_WHAT TO WORK ON_. Pictures don't belong in the copy; print all the records exactly.

_AVAILABLE DATA_.

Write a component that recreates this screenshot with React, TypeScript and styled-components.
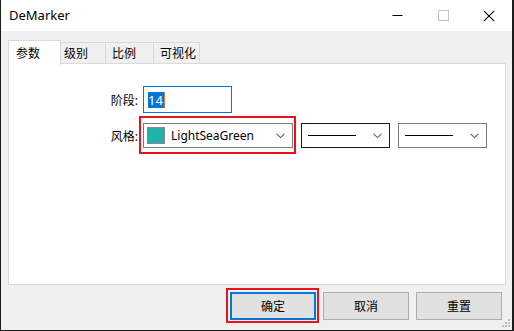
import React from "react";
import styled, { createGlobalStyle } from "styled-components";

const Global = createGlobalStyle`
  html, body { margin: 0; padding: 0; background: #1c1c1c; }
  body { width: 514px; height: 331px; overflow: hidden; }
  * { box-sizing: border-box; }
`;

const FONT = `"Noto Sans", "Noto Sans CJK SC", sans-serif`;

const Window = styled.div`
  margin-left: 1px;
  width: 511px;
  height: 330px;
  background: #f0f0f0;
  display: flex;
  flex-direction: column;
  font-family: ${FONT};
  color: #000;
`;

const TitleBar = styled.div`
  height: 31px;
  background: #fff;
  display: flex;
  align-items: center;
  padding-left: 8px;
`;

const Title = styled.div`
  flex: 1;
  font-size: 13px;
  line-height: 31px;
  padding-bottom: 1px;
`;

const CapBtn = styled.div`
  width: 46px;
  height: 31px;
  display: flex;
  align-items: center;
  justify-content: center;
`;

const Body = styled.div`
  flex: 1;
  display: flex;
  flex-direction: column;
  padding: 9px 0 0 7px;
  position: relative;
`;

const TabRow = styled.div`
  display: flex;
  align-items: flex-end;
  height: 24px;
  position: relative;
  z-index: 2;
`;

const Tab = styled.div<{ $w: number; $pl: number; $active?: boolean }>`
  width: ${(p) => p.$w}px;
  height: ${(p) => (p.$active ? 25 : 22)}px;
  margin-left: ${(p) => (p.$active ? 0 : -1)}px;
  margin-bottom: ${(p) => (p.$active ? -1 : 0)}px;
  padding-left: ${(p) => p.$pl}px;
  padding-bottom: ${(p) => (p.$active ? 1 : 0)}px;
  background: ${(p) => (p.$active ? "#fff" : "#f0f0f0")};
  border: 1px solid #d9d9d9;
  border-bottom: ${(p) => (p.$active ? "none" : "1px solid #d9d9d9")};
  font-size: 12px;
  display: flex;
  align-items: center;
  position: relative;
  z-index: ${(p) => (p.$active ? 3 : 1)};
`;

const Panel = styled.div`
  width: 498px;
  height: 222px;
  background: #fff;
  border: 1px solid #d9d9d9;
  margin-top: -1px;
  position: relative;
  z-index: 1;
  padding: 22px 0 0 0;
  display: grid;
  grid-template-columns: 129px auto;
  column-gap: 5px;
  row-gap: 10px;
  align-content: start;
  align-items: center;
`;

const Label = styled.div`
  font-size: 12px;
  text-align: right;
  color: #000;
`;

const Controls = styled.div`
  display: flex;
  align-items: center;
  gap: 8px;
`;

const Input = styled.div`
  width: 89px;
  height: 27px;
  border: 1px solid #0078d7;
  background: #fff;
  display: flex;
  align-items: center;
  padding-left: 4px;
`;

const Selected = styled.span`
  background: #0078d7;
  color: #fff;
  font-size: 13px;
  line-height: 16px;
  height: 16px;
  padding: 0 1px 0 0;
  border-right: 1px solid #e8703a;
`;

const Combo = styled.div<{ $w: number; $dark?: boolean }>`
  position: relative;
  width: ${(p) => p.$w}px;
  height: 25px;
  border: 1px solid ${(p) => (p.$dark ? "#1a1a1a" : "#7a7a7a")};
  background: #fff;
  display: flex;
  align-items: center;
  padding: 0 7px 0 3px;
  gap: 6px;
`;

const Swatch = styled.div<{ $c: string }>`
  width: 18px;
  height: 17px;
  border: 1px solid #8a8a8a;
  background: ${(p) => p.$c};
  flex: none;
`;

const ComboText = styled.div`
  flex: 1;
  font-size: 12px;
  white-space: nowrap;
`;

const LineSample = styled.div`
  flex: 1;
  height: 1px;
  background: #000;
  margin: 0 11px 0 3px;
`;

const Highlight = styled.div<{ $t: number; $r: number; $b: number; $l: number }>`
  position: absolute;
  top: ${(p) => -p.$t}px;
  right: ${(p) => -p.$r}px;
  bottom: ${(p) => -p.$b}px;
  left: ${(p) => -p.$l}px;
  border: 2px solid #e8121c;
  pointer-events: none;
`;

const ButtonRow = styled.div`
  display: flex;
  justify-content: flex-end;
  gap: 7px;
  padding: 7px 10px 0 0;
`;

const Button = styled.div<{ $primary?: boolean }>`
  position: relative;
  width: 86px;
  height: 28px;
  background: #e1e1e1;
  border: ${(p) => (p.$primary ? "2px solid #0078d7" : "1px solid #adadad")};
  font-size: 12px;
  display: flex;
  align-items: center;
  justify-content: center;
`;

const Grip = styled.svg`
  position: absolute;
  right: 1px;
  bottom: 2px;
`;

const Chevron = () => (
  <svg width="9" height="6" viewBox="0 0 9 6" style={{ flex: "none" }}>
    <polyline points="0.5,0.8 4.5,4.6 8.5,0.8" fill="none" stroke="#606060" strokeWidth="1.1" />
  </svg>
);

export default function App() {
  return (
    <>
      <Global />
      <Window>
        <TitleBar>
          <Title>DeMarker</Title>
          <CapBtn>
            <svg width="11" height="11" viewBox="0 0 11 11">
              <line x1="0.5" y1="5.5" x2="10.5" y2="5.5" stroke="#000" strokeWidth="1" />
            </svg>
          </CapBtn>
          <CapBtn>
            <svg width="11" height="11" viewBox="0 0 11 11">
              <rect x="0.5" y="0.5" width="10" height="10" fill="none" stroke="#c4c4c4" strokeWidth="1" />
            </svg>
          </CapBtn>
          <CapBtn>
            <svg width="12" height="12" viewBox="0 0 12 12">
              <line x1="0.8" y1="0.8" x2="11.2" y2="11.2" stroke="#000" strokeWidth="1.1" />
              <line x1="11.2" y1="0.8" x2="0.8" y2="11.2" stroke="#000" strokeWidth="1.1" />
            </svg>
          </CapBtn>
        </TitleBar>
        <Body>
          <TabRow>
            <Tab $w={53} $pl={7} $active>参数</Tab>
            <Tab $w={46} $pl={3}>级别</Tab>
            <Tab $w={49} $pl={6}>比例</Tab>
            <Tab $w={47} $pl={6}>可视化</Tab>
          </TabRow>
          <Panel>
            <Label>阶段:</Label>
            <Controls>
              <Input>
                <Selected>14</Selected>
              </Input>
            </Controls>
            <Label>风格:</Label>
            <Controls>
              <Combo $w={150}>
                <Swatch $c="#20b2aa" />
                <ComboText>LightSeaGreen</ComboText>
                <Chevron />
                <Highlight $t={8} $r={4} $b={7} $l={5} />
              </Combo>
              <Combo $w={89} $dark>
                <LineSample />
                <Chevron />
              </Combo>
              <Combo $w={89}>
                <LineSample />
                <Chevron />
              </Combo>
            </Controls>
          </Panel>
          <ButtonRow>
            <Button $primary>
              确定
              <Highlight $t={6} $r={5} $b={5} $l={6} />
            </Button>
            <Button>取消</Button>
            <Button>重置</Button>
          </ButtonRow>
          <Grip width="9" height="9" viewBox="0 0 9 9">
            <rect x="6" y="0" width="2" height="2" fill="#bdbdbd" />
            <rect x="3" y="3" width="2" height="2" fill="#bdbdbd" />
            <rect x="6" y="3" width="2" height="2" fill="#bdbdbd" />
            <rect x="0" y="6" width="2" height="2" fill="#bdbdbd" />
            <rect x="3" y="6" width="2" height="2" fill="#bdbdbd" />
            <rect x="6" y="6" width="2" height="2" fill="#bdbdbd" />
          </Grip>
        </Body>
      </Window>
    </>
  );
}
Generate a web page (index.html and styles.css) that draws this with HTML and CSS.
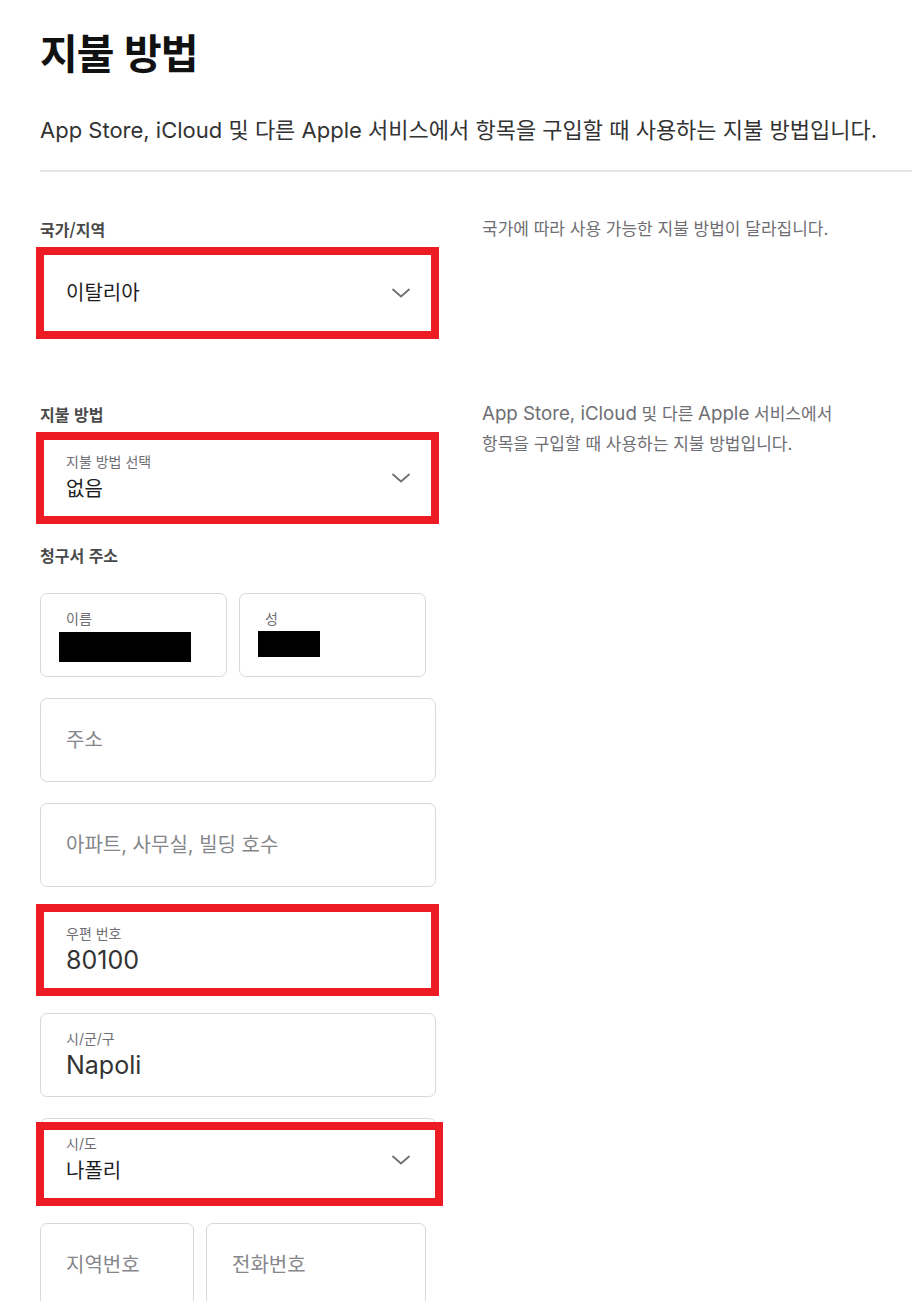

_REPLY TO THE EXERCISE_.
Write a component that recreates this screenshot with React, TypeScript and styled-components.
import React from "react";
import styled, { createGlobalStyle } from "styled-components";

const Global = createGlobalStyle`
  html, body { margin: 0; padding: 0; background: #1c1c1c; }
  body { width: 514px; height: 331px; overflow: hidden; }
  * { box-sizing: border-box; }
`;

const FONT = `"Noto Sans", "Noto Sans CJK SC", sans-serif`;

const Window = styled.div`
  margin-left: 1px;
  width: 511px;
  height: 330px;
  background: #f0f0f0;
  display: flex;
  flex-direction: column;
  font-family: ${FONT};
  color: #000;
`;

const TitleBar = styled.div`
  height: 31px;
  background: #fff;
  display: flex;
  align-items: center;
  padding-left: 8px;
`;

const Title = styled.div`
  flex: 1;
  font-size: 13px;
  line-height: 31px;
  padding-bottom: 1px;
`;

const CapBtn = styled.div`
  width: 46px;
  height: 31px;
  display: flex;
  align-items: center;
  justify-content: center;
`;

const Body = styled.div`
  flex: 1;
  display: flex;
  flex-direction: column;
  padding: 9px 0 0 7px;
  position: relative;
`;

const TabRow = styled.div`
  display: flex;
  align-items: flex-end;
  height: 24px;
  position: relative;
  z-index: 2;
`;

const Tab = styled.div<{ $w: number; $pl: number; $active?: boolean }>`
  width: ${(p) => p.$w}px;
  height: ${(p) => (p.$active ? 25 : 22)}px;
  margin-left: ${(p) => (p.$active ? 0 : -1)}px;
  margin-bottom: ${(p) => (p.$active ? -1 : 0)}px;
  padding-left: ${(p) => p.$pl}px;
  padding-bottom: ${(p) => (p.$active ? 1 : 0)}px;
  background: ${(p) => (p.$active ? "#fff" : "#f0f0f0")};
  border: 1px solid #d9d9d9;
  border-bottom: ${(p) => (p.$active ? "none" : "1px solid #d9d9d9")};
  font-size: 12px;
  display: flex;
  align-items: center;
  position: relative;
  z-index: ${(p) => (p.$active ? 3 : 1)};
`;

const Panel = styled.div`
  width: 498px;
  height: 222px;
  background: #fff;
  border: 1px solid #d9d9d9;
  margin-top: -1px;
  position: relative;
  z-index: 1;
  padding: 22px 0 0 0;
  display: grid;
  grid-template-columns: 129px auto;
  column-gap: 5px;
  row-gap: 10px;
  align-content: start;
  align-items: center;
`;

const Label = styled.div`
  font-size: 12px;
  text-align: right;
  color: #000;
`;

const Controls = styled.div`
  display: flex;
  align-items: center;
  gap: 8px;
`;

const Input = styled.div`
  width: 89px;
  height: 27px;
  border: 1px solid #0078d7;
  background: #fff;
  display: flex;
  align-items: center;
  padding-left: 4px;
`;

const Selected = styled.span`
  background: #0078d7;
  color: #fff;
  font-size: 13px;
  line-height: 16px;
  height: 16px;
  padding: 0 1px 0 0;
  border-right: 1px solid #e8703a;
`;

const Combo = styled.div<{ $w: number; $dark?: boolean }>`
  position: relative;
  width: ${(p) => p.$w}px;
  height: 25px;
  border: 1px solid ${(p) => (p.$dark ? "#1a1a1a" : "#7a7a7a")};
  background: #fff;
  display: flex;
  align-items: center;
  padding: 0 7px 0 3px;
  gap: 6px;
`;

const Swatch = styled.div<{ $c: string }>`
  width: 18px;
  height: 17px;
  border: 1px solid #8a8a8a;
  background: ${(p) => p.$c};
  flex: none;
`;

const ComboText = styled.div`
  flex: 1;
  font-size: 12px;
  white-space: nowrap;
`;

const LineSample = styled.div`
  flex: 1;
  height: 1px;
  background: #000;
  margin: 0 11px 0 3px;
`;

const Highlight = styled.div<{ $t: number; $r: number; $b: number; $l: number }>`
  position: absolute;
  top: ${(p) => -p.$t}px;
  right: ${(p) => -p.$r}px;
  bottom: ${(p) => -p.$b}px;
  left: ${(p) => -p.$l}px;
  border: 2px solid #e8121c;
  pointer-events: none;
`;

const ButtonRow = styled.div`
  display: flex;
  justify-content: flex-end;
  gap: 7px;
  padding: 7px 10px 0 0;
`;

const Button = styled.div<{ $primary?: boolean }>`
  position: relative;
  width: 86px;
  height: 28px;
  background: #e1e1e1;
  border: ${(p) => (p.$primary ? "2px solid #0078d7" : "1px solid #adadad")};
  font-size: 12px;
  display: flex;
  align-items: center;
  justify-content: center;
`;

const Grip = styled.svg`
  position: absolute;
  right: 1px;
  bottom: 2px;
`;

const Chevron = () => (
  <svg width="9" height="6" viewBox="0 0 9 6" style={{ flex: "none" }}>
    <polyline points="0.5,0.8 4.5,4.6 8.5,0.8" fill="none" stroke="#606060" strokeWidth="1.1" />
  </svg>
);

export default function App() {
  return (
    <>
      <Global />
      <Window>
        <TitleBar>
          <Title>DeMarker</Title>
          <CapBtn>
            <svg width="11" height="11" viewBox="0 0 11 11">
              <line x1="0.5" y1="5.5" x2="10.5" y2="5.5" stroke="#000" strokeWidth="1" />
            </svg>
          </CapBtn>
          <CapBtn>
            <svg width="11" height="11" viewBox="0 0 11 11">
              <rect x="0.5" y="0.5" width="10" height="10" fill="none" stroke="#c4c4c4" strokeWidth="1" />
            </svg>
          </CapBtn>
          <CapBtn>
            <svg width="12" height="12" viewBox="0 0 12 12">
              <line x1="0.8" y1="0.8" x2="11.2" y2="11.2" stroke="#000" strokeWidth="1.1" />
              <line x1="11.2" y1="0.8" x2="0.8" y2="11.2" stroke="#000" strokeWidth="1.1" />
            </svg>
          </CapBtn>
        </TitleBar>
        <Body>
          <TabRow>
            <Tab $w={53} $pl={7} $active>参数</Tab>
            <Tab $w={46} $pl={3}>级别</Tab>
            <Tab $w={49} $pl={6}>比例</Tab>
            <Tab $w={47} $pl={6}>可视化</Tab>
          </TabRow>
          <Panel>
            <Label>阶段:</Label>
            <Controls>
              <Input>
                <Selected>14</Selected>
              </Input>
            </Controls>
            <Label>风格:</Label>
            <Controls>
              <Combo $w={150}>
                <Swatch $c="#20b2aa" />
                <ComboText>LightSeaGreen</ComboText>
                <Chevron />
                <Highlight $t={8} $r={4} $b={7} $l={5} />
              </Combo>
              <Combo $w={89} $dark>
                <LineSample />
                <Chevron />
              </Combo>
              <Combo $w={89}>
                <LineSample />
                <Chevron />
              </Combo>
            </Controls>
          </Panel>
          <ButtonRow>
            <Button $primary>
              确定
              <Highlight $t={6} $r={5} $b={5} $l={6} />
            </Button>
            <Button>取消</Button>
            <Button>重置</Button>
          </ButtonRow>
          <Grip width="9" height="9" viewBox="0 0 9 9">
            <rect x="6" y="0" width="2" height="2" fill="#bdbdbd" />
            <rect x="3" y="3" width="2" height="2" fill="#bdbdbd" />
            <rect x="6" y="3" width="2" height="2" fill="#bdbdbd" />
            <rect x="0" y="6" width="2" height="2" fill="#bdbdbd" />
            <rect x="3" y="6" width="2" height="2" fill="#bdbdbd" />
            <rect x="6" y="6" width="2" height="2" fill="#bdbdbd" />
          </Grip>
        </Body>
      </Window>
    </>
  );
}
Generate a web page (index.html and styles.css) that draws this with HTML and CSS.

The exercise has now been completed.